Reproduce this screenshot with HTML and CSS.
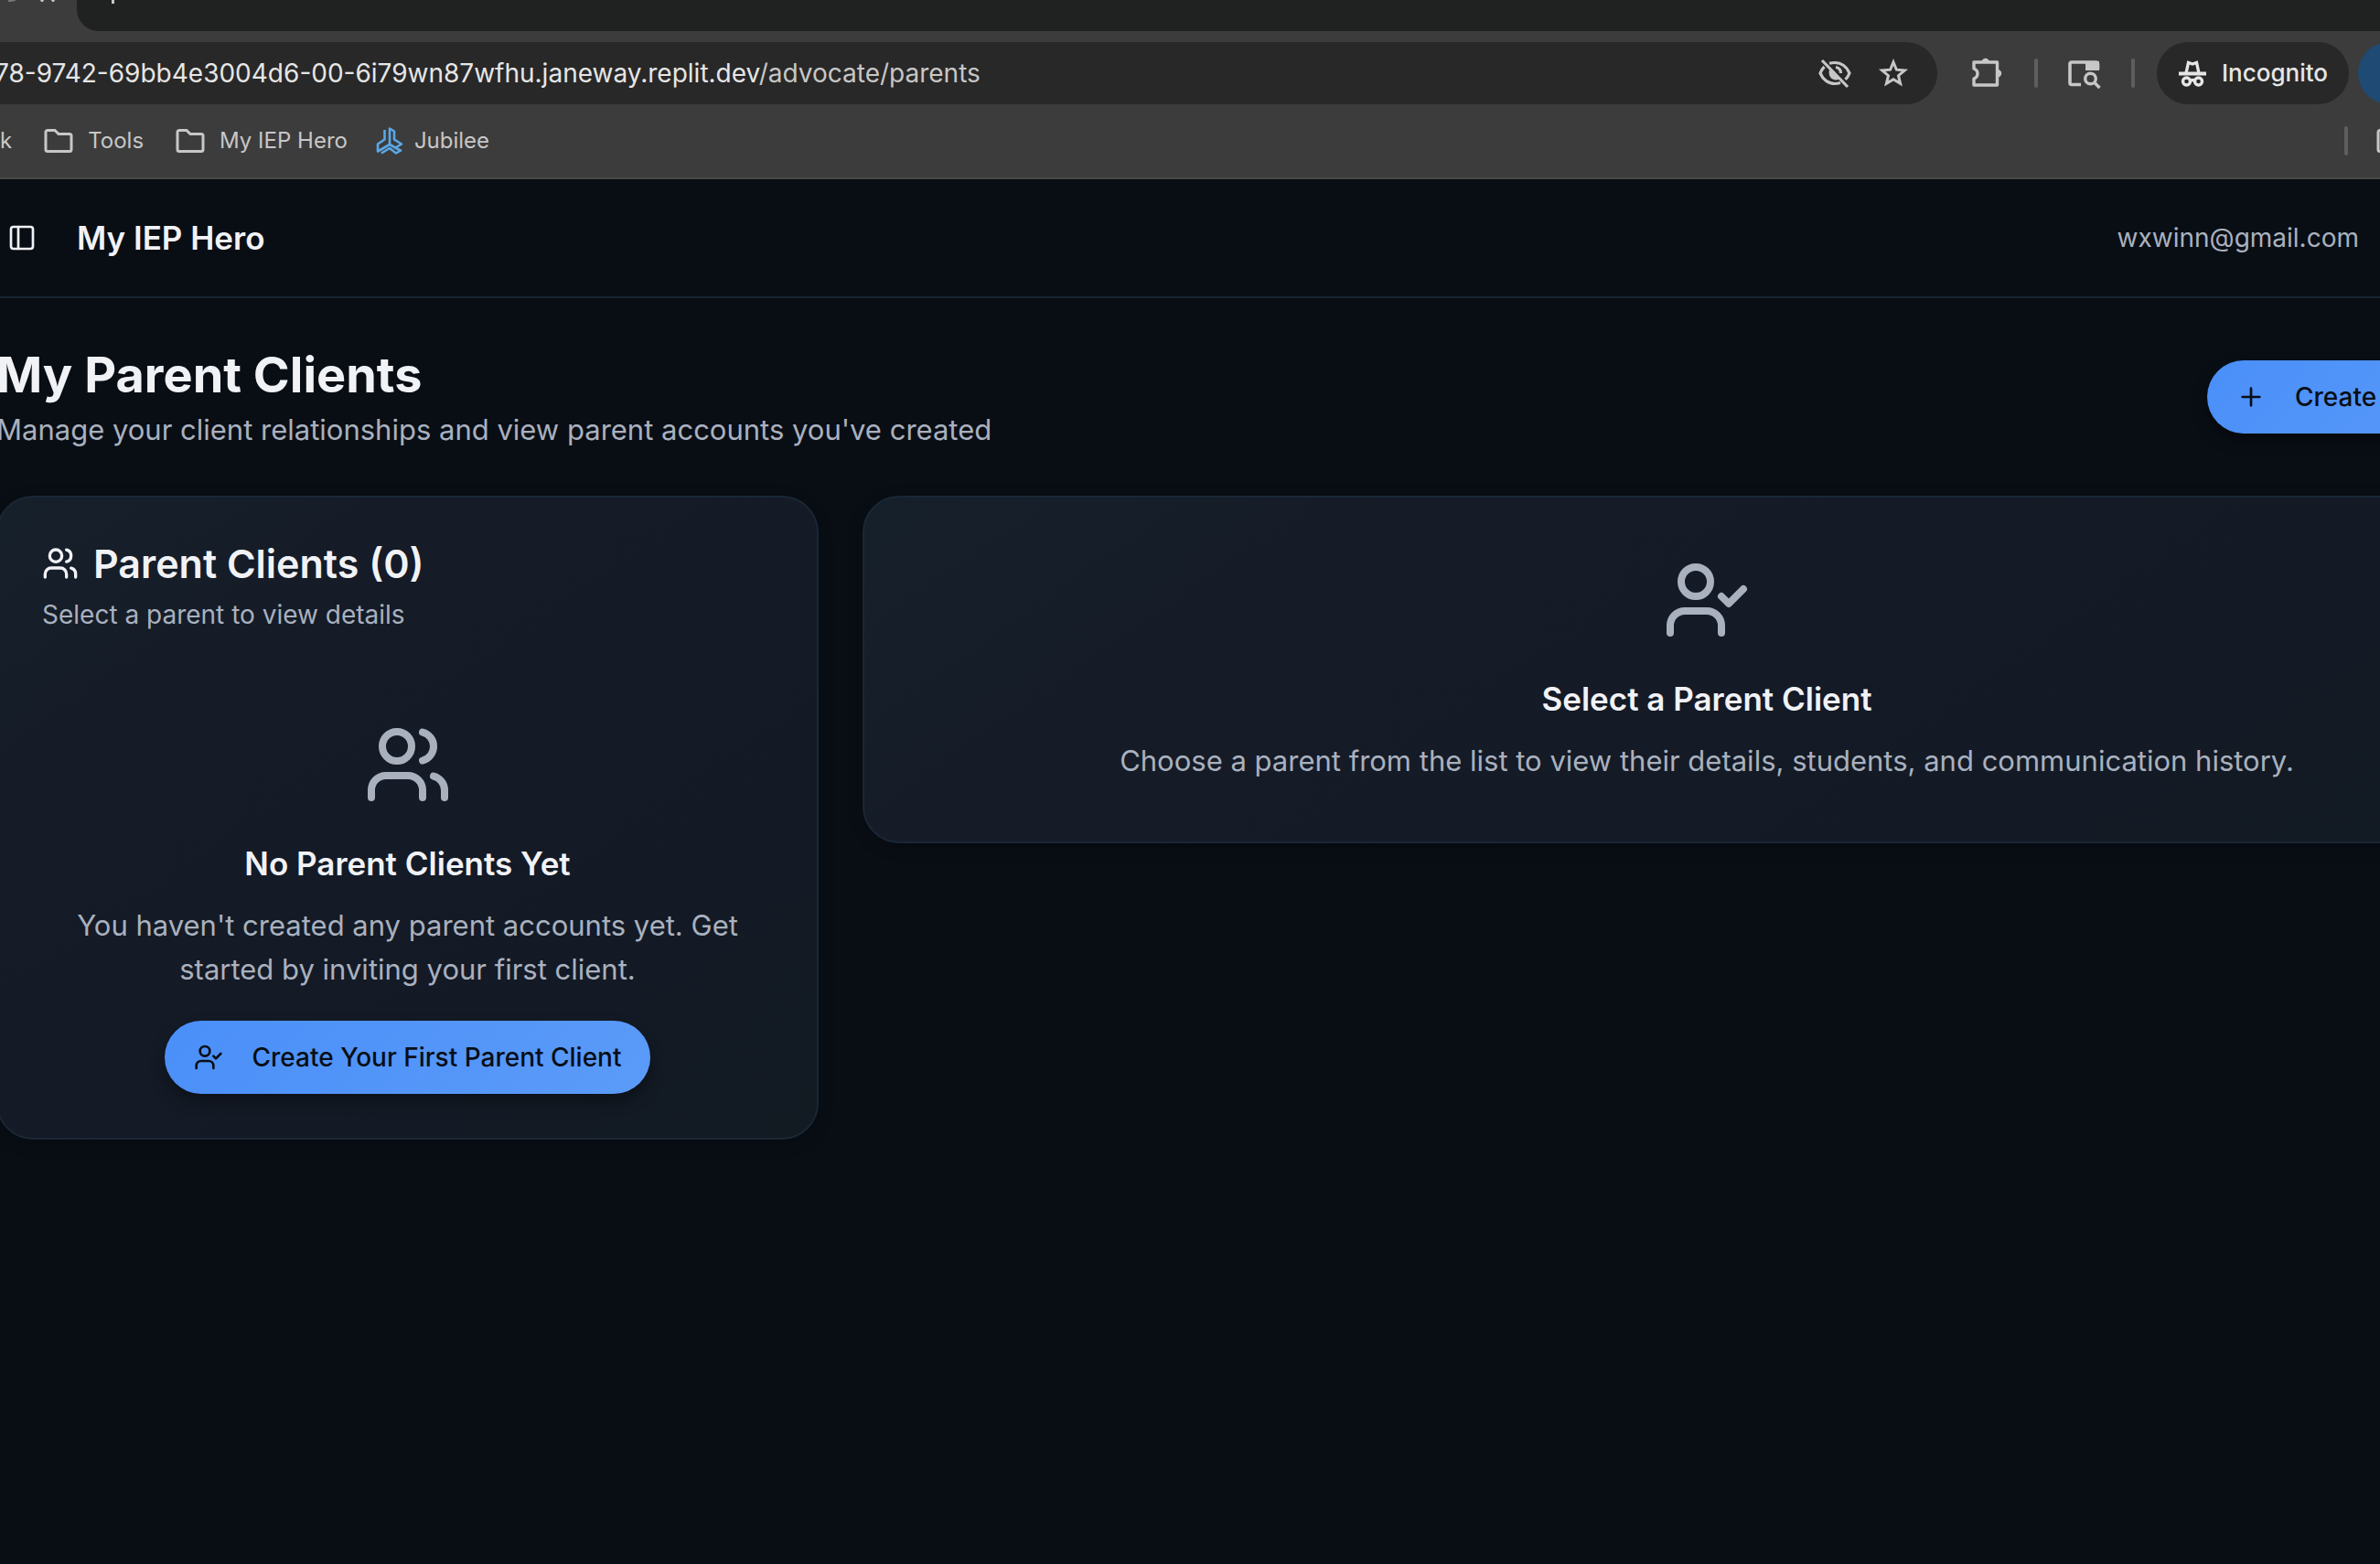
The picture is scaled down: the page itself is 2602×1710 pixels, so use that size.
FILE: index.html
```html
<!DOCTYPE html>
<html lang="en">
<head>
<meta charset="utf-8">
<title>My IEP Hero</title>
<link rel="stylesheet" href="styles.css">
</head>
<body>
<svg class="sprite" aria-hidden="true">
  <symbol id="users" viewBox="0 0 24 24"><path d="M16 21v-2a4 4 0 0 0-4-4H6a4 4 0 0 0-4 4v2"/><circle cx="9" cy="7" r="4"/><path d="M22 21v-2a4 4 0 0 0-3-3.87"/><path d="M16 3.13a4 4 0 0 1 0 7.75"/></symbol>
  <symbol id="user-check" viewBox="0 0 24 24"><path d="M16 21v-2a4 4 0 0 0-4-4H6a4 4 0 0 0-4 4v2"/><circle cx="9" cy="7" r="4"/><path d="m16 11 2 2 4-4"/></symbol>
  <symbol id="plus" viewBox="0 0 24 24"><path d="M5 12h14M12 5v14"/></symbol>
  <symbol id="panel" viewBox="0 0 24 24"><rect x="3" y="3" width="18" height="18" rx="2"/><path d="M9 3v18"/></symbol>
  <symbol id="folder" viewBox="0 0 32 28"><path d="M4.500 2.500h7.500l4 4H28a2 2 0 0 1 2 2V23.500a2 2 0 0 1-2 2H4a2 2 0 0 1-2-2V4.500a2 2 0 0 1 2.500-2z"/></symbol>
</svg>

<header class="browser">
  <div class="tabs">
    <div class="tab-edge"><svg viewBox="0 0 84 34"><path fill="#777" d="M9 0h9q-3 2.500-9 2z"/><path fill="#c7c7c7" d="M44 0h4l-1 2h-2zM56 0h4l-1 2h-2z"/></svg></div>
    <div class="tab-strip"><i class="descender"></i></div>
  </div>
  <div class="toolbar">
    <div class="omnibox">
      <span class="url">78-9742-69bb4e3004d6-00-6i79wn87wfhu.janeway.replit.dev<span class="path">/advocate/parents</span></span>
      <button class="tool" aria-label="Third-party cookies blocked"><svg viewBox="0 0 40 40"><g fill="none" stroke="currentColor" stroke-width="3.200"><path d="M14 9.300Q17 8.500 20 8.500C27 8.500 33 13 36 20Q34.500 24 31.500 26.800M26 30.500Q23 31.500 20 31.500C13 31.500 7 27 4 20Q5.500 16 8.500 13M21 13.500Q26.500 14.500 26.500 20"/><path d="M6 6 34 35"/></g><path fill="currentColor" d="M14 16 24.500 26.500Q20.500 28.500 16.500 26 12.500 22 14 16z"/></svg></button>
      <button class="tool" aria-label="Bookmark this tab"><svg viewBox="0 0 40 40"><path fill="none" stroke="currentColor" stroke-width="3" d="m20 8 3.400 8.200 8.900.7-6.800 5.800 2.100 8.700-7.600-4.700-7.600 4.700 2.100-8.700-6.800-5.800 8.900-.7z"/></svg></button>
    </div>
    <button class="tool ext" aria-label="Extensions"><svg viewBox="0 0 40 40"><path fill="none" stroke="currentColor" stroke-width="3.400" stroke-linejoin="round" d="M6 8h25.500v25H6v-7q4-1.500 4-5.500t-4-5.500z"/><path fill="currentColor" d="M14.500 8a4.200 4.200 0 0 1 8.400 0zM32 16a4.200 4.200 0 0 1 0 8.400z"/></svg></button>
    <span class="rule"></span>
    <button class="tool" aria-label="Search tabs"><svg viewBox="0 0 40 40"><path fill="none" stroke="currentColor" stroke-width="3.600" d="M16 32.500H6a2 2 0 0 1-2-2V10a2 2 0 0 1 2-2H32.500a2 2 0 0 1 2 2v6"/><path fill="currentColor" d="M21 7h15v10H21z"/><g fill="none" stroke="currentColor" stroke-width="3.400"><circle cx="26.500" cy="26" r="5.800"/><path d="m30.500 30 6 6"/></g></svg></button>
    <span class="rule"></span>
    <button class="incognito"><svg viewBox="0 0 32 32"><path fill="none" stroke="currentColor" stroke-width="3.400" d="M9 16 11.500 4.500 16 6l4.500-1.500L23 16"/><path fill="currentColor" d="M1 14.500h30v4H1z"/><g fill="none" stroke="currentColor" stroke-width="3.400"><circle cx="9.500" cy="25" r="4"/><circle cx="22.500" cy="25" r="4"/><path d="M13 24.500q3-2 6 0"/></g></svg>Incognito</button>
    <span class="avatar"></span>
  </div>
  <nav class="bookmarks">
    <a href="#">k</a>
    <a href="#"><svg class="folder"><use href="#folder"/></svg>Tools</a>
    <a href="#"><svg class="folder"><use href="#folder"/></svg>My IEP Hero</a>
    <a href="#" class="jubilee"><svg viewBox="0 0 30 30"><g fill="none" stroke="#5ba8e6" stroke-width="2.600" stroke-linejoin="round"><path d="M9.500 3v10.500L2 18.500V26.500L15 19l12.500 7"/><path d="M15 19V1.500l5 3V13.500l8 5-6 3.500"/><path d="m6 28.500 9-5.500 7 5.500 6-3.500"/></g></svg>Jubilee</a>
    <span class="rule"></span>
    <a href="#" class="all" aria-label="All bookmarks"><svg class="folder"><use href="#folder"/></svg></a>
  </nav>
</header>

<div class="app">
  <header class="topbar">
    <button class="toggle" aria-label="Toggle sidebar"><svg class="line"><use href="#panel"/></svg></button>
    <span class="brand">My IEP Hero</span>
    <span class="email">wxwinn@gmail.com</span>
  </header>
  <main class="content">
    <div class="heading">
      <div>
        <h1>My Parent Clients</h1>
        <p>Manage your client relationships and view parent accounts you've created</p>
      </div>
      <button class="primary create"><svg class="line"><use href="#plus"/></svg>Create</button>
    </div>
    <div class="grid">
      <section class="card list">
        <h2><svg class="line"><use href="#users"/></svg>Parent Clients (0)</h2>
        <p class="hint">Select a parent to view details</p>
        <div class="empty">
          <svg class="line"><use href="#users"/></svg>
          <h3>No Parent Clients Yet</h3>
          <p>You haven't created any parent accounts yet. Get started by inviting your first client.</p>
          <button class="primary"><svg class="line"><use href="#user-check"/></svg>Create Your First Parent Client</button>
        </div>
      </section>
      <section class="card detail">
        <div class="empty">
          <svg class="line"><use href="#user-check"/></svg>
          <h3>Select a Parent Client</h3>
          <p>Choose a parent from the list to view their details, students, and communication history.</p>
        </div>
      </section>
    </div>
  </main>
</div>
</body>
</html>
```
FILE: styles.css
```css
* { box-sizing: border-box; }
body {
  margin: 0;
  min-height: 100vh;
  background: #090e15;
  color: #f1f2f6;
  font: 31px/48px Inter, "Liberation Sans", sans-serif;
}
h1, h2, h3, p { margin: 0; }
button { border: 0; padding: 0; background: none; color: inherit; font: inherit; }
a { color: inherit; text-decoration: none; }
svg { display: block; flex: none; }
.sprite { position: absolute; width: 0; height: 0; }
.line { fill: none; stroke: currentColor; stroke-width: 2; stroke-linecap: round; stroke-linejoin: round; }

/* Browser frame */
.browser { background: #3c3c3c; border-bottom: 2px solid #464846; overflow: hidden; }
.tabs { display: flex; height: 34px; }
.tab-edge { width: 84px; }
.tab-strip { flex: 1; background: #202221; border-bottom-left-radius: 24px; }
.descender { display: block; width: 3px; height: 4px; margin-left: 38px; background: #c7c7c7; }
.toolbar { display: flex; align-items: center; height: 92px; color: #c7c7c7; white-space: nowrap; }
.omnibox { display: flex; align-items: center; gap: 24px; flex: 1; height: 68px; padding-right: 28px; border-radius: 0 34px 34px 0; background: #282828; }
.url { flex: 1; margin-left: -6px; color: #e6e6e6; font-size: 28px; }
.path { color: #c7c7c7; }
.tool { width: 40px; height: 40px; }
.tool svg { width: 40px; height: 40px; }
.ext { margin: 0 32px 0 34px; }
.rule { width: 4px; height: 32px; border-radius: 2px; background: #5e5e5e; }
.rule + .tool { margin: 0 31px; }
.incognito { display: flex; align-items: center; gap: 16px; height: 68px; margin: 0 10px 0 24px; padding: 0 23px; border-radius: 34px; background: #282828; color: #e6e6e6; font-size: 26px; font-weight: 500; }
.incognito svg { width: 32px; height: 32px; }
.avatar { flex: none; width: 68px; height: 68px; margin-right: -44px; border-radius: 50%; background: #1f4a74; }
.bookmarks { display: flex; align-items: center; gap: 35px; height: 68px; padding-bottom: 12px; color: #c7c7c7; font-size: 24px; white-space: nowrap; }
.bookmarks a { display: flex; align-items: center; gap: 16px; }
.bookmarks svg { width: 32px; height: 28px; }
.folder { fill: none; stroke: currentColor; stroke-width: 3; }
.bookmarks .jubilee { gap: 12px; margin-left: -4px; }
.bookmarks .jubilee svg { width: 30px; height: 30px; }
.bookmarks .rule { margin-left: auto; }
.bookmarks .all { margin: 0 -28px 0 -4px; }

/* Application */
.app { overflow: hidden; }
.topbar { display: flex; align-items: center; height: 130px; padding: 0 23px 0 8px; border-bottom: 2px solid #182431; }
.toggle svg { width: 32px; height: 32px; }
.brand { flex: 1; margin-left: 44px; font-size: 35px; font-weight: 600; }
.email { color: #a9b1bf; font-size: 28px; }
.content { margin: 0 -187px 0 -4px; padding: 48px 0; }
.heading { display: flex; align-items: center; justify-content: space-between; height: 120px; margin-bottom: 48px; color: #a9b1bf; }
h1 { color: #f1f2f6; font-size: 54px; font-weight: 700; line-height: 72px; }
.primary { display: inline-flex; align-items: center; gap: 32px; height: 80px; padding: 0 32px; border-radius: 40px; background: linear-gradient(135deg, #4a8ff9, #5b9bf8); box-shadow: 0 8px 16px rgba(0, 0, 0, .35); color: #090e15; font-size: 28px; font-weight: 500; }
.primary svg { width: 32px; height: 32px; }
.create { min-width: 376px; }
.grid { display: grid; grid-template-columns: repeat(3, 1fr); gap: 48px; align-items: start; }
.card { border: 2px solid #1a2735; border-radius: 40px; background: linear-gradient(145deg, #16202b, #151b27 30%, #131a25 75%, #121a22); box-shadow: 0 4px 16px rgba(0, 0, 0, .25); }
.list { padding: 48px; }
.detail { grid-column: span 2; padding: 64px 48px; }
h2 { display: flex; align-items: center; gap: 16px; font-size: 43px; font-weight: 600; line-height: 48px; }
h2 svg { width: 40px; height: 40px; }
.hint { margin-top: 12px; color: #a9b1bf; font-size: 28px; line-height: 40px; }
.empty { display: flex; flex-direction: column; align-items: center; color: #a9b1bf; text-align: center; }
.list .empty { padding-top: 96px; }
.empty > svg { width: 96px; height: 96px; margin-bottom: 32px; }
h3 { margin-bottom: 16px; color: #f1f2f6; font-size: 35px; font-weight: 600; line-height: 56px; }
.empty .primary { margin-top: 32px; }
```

Stated exercise: In the listing above, how many lines hold the word "this"? Give the number and nothing more.

Written solution: 2